According to Baynton, although the signs and symptoms of burnout may vary, it’s often characterized by emotional exhaustion, cynicism, negativity and reduced efficiency in the workplace. It’s more prevalent in employees who set high expectations for themselves, have unreasonable demands placed on them or feel unappreciated for their efforts. While not considered a mental illness, burnout can be debilitating and long-lasting. That’s why prevention and mitigation strategies are so important.
According to the report, the five industries that showed burnout rates above the national average of 35 per cent include health and patient care, transportation, finance, legal and insurance, education and childcare, first responders. Health and patient care reported the highest burnout rate at 53 per cent.
Within the health and patient care industry, 66 per cent of nurses reported burnout according to the study. Researchers also found that mental health professionals followed closely at 61 per cent and all other segments surveyed in this industry landed well above the Canadian average of 35 per cent reporting burnout.
“Burnout levels have soared among Canadian nurses throughout the pandemic,” said Tim Guest, Canadian Nurses Association in a statement.

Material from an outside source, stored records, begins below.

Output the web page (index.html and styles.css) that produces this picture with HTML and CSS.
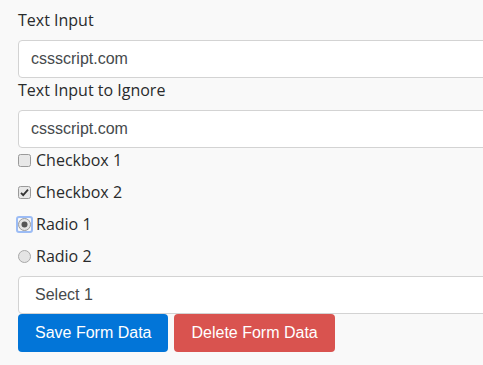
FILE: index.html
```html
<!DOCTYPE html>
<html lang="en">
	<head>
		<meta charset="UTF-8" />
		<meta name="viewport" content="width=device-width, initial-scale=1.0" />
		<title>Form Storage Demo</title>
		<link rel="stylesheet" href="styles.css">
	</head>
	<body>
		<div class="container">
			<form id="demo-form">
				<div class="form-group">
					<label for="text-input">Text Input</label>
					<input type="text" id="text-input" class="form-control" value="cssscript.com" />
				</div>
				<div class="form-group">
					<label for="text-ignore">Text Input to Ignore</label>
					<input type="text" id="text-ignore" class="form-control" value="cssscript.com" />
				</div>

				<label class="check-row">
					<svg class="box" width="13" height="13" viewBox="0 0 13 13">
						<rect x="0.5" y="0.5" width="12" height="12" rx="2" fill="#e8e8e8" stroke="#9a9a9a" />
					</svg>
					Checkbox 1
				</label>
				<label class="check-row">
					<svg class="box" width="13" height="13" viewBox="0 0 13 13">
						<rect x="0.5" y="0.5" width="12" height="12" rx="2" fill="#e8e8e8" stroke="#9a9a9a" />
						<path d="M3 6.8 L5.2 9.2 L10 3.6" fill="none" stroke="#333" stroke-width="1.8" />
					</svg>
					Checkbox 2
				</label>
				<label class="check-row">
					<span class="focus-ring">
						<svg width="13" height="13" viewBox="0 0 13 13">
							<circle cx="6.5" cy="6.5" r="6" fill="#e4e4e4" stroke="#9a9a9a" />
							<circle cx="6.5" cy="6.5" r="3" fill="#555" />
						</svg>
					</span>
					Radio 1
				</label>
				<label class="check-row">
					<svg class="box" width="13" height="13" viewBox="0 0 13 13">
						<circle cx="6.5" cy="6.5" r="6" fill="#e4e4e4" stroke="#a8a8a8" />
					</svg>
					Radio 2
				</label>

				<div class="form-control select-box">Select 1</div>

				<div class="actions">
					<button type="button" class="btn btn-primary">Save Form Data</button>
					<button type="button" class="btn btn-danger">Delete Form Data</button>
				</div>
			</form>
		</div>
	</body>
</html>
```

FILE: styles.css
```css
html, body {
	overflow: hidden;
}
body {
	margin: 0;
	background-color: #f9f9f9;
	font-family: "Open Sans", "Segoe UI", sans-serif;
	font-size: 16px;
	line-height: 1.5;
	color: #292b2c;
}
.container {
	width: 560px;
	padding: 8px 18px;
}
.form-group label {
	display: block;
	margin-bottom: 8px;
}
.form-control {
	display: block;
	box-sizing: border-box;
	width: 100%;
	height: 38px;
	padding: 8px 12px;
	font-family: "Liberation Sans", Arial, sans-serif;
	font-size: 16px;
	line-height: 1.25;
	color: #464a4c;
	background-color: #fff;
	border: 1px solid #d3d3d3;
	border-radius: 4px;
	margin: 0;
}
.check-row {
	display: flex;
	align-items: center;
	height: 24px;
	margin-bottom: 8px;
}
.check-row .box {
	margin-right: 5px;
	flex-shrink: 0;
}
.focus-ring {
	display: flex;
	margin: -2px 3px -2px -2px;
	border: 2px solid #9cbcf5;
	border-radius: 3px;
}
.select-box {
	padding-left: 16px;
}
.actions {
	display: flex;
	gap: 6px;
}
.btn {
	height: 38px;
	padding: 0 17px;
	font-family: "Liberation Sans", Arial, sans-serif;
	font-size: 16px;
	color: #fff;
	border: none;
	border-radius: 4px;
	cursor: pointer;
}
.btn-primary {
	background-color: #0275d8;
}
.btn-danger {
	background-color: #d9534f;
}
```
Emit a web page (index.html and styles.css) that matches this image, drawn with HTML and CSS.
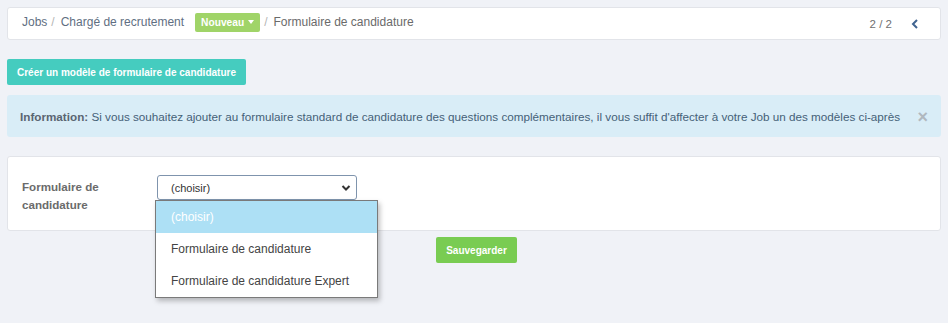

According to the study, few working Canadians feel they are receiving enough support from their employer, with only a third of respondents indicating their company is committed to a low stress environment.
“We’re troubled about the many respondents who singled out the lack of psychological supports at work,” said Michael Cooper, Vice-President, Mental Health Research Canada in a statement.
“With the pandemic it’s more important than ever for employers to consider new leadership approaches to help those employees most at risk of burnout. The consequences of not doing so are significant.”